Veracity refers to the trustworthiness, applicability, noise, bias, abnormality and other quality properties in the data. Current technologies cannot assess, understand, exploit, and understand veracity throughout the data lifecycle. This is a big data characteristic that presents many opportunities for disruptive products.

Because in big data systems IO bandwidth is often the limiting resource, yet processor chips can have idle cores due to the IO gap (the number of cores on a chip is increasing, while the number of pins is constant), big data engineering seeks to embed some local programs like filtering, parsing, indexing, and transcoding in the storage nodes. This is only possible when the analytics and discovery systems are tightly integrated with the storage system. The analytics programs must be horizontal not only in that they process the data in parallel, but operations that access localized data, when possible, are distributed to separate cores in storage nodes, depending on the IO gap size.

With this background, we can attempt a formal definition of big data:

Big Data is a data set(s), with characteristics (e.g., volume, velocity, variety, variability, veracity) that for a particular problem domain at a given point in time cannot be efficiently processed using current / existing / established / traditional technologies and techniques in order to extract value.

Big data is a relative and not an absolute term. Big data essentially focusses on the self-referencing viewpoint that data is big because it requires scalable systems to handle, and architectures with better scaling have come about because of the need to handle big data.

The era of a trillion sensors is upon us. Traditional systems cannot extract value from the data they produce. This has stimulated Peaxy to invent new ways for scalable storage across a collection of horizontally coupled resources, and a distributed approach to querying and analytics. Often, the new data models for big data are lumped together as NoSQL, but we can classify them at a finer scale as big table, name–value, document, and graphical models, with the common implementation paradigm of intransigent distributed computing.

A key attribute of advanced analytics is the ability to correlate and fuse the data from many domains and types. In a traditional system, data munging and pre-analytics are used to extract features that allow integrating with other data through a relational model.

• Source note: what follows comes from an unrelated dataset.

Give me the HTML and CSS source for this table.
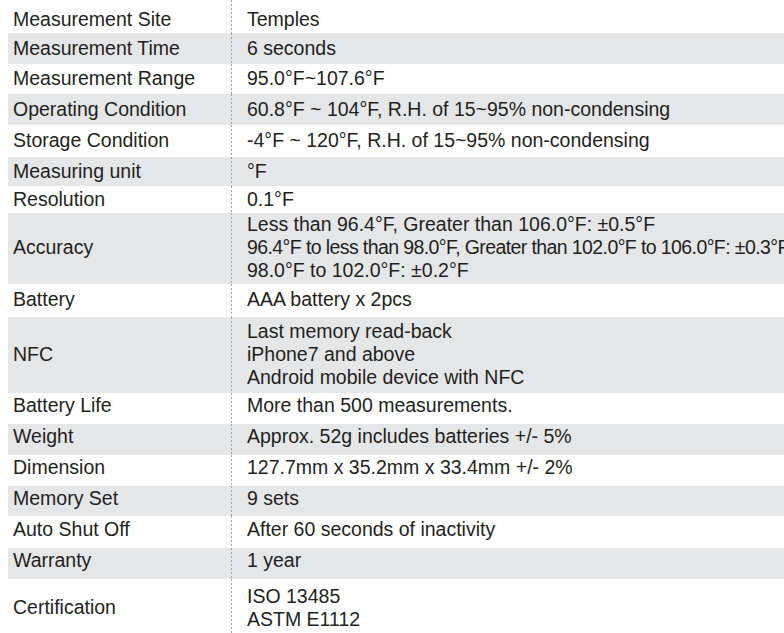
FILE: index.html
```html
<!DOCTYPE html>
<html>
<head>
<meta charset="utf-8">
<link rel="stylesheet" href="styles.css">
</head>
<body>
<table class="spec">
<tr class="first"><td class="k">Measurement Site</td><td class="v">Temples</td></tr>
<tr><td class="k">Measurement Time</td><td class="v">6 seconds</td></tr>
<tr><td class="k">Measurement Range</td><td class="v">95.0°F~107.6°F</td></tr>
<tr><td class="k">Operating Condition</td><td class="v">60.8°F ~ 104°F, R.H. of 15~95% non-condensing</td></tr>
<tr><td class="k">Storage Condition</td><td class="v">-4°F ~ 120°F, R.H. of 15~95% non-condensing</td></tr>
<tr><td class="k">Measuring unit</td><td class="v">°F</td></tr>
<tr class="res"><td class="k">Resolution</td><td class="v">0.1°F</td></tr>
<tr class="multi"><td class="k">Accuracy</td><td class="v">Less than 96.4°F, Greater than 106.0°F: ±0.5°F<br><span class="tight">96.4°F to less than 98.0°F, Greater than 102.0°F to 106.0°F: ±0.3°F</span><br>98.0°F to 102.0°F: ±0.2°F</td></tr>
<tr class="mid"><td class="k">Battery</td><td class="v">AAA battery x 2pcs</td></tr>
<tr class="multi"><td class="k">NFC</td><td class="v">Last memory read-back<br>iPhone7 and above<br>Android mobile device with NFC</td></tr>
<tr class="lo"><td class="k">Battery Life</td><td class="v">More than 500 measurements.</td></tr>
<tr class="lo"><td class="k">Weight</td><td class="v">Approx. 52g includes batteries +/- 5%</td></tr>
<tr class="lo"><td class="k">Dimension</td><td class="v">127.7mm x 35.2mm x 33.4mm +/- 2%</td></tr>
<tr class="lo"><td class="k">Memory Set</td><td class="v">9 sets</td></tr>
<tr class="lo"><td class="k">Auto Shut Off</td><td class="v">After 60 seconds of inactivity</td></tr>
<tr class="lo"><td class="k">Warranty</td><td class="v">1 year</td></tr>
<tr><td class="k">Certification</td><td class="v">ISO 13485<br>ASTM E1112</td></tr>
</table>
</body>
</html>
```
FILE: styles.css
```css
html, body {
  margin: 0;
  padding: 0;
  background: #ffffff;
  overflow: hidden;
  width: 784px;
  height: 633px;
}
.spec {
  margin-left: 8px;
  border-collapse: collapse;
  border-spacing: 0;
  width: 900px;
  font-family: "Liberation Sans", Arial, sans-serif;
  font-size: 19.5px;
  line-height: 23px;
  color: #231f20;
  white-space: nowrap;
}
.spec td {
  padding: 0 0 1px 0;
  vertical-align: middle;
}
.spec tr:nth-child(even) td {
  background-color: #e5e6e8;
}
.spec .k {
  width: 218px;
  padding-left: 5px;
}
.spec .v {
  padding-left: 16px;
  background-image: repeating-linear-gradient(to bottom, #a0a0a0 0 2px, transparent 2px 4px);
  background-size: 1px 100%;
  background-repeat: no-repeat;
  background-position: 0 0;
}
.spec .first td {
  padding-top: 6px;
  padding-bottom: 0;
}
.spec .res td { padding-bottom: 0; }
.spec .mid td { padding-bottom: 3px; }
.spec .lo td { padding-bottom: 6px; }
.spec .multi td { padding-bottom: 2px; }
.tight {
  letter-spacing: -0.6px;
}
.spec tr { height: 31px; }
.spec tr:nth-child(1) { height: 33px; }
.spec tr:nth-child(3) { height: 30px; }
.spec tr:nth-child(5) { height: 32px; }
.spec tr:nth-child(6) { height: 29px; }
.spec tr:nth-child(7) { height: 27px; }
.spec tr:nth-child(8) { height: 71px; }
.spec tr:nth-child(9) { height: 33px; }
.spec tr:nth-child(10) { height: 76px; }
.spec tr:nth-child(14) { height: 30px; }
.spec tr:nth-child(15) { height: 32px; }
.spec tr:nth-child(17) { height: 58px; }
```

In big data analytics, the wide range of data formats, structures, timescales, and semantics we want to integrate into an analysis presents a complexity challenge. The volume of the data can be so large that it cannot be moved to be integrated, at least in raw form. Solving this problem requires a dynamic, self-aware, adaptive storage system that is integrated with the analytics system and can optimize the locus of the various operations depending on the available IO gap and the network bandwidth at every instant.

In big data, we often need to process the data in real-time or at least near-real-time. Sensors are networked and can even be meshed, where the mesh can perform some recoding functions. The data rate can vary over orders of magnitude in very short time intervals. While in communications technologies, streaming technology has been perfected over many decades, in big data, the data flow and its variability are still largely unexplored territory. The data rate is not the only big data characteristic presenting variability challenges. Variability refers also to changes in format or structure, semantics, and quality.

In view of the recent world events—from Edward Snowden's leaks to Donald Trump's solicitation on Bill Gates to close the Internet—the privacy and security issues for big data are stringent but also in great flux due to the elimination of the Safe Harbor framework. According to a 2015 McKinsey study, cybersecurity is the greatest risk for Industry 4.0, with 50 billion € annual reported damage to the German manufacturing industry caused by cyberattacks.

With all these requirements, it is not surprising that there is only a handful of storage products that are both POSIX and HDFS compliant, are highly available, cybersecure, fully distributed and scalable, etc.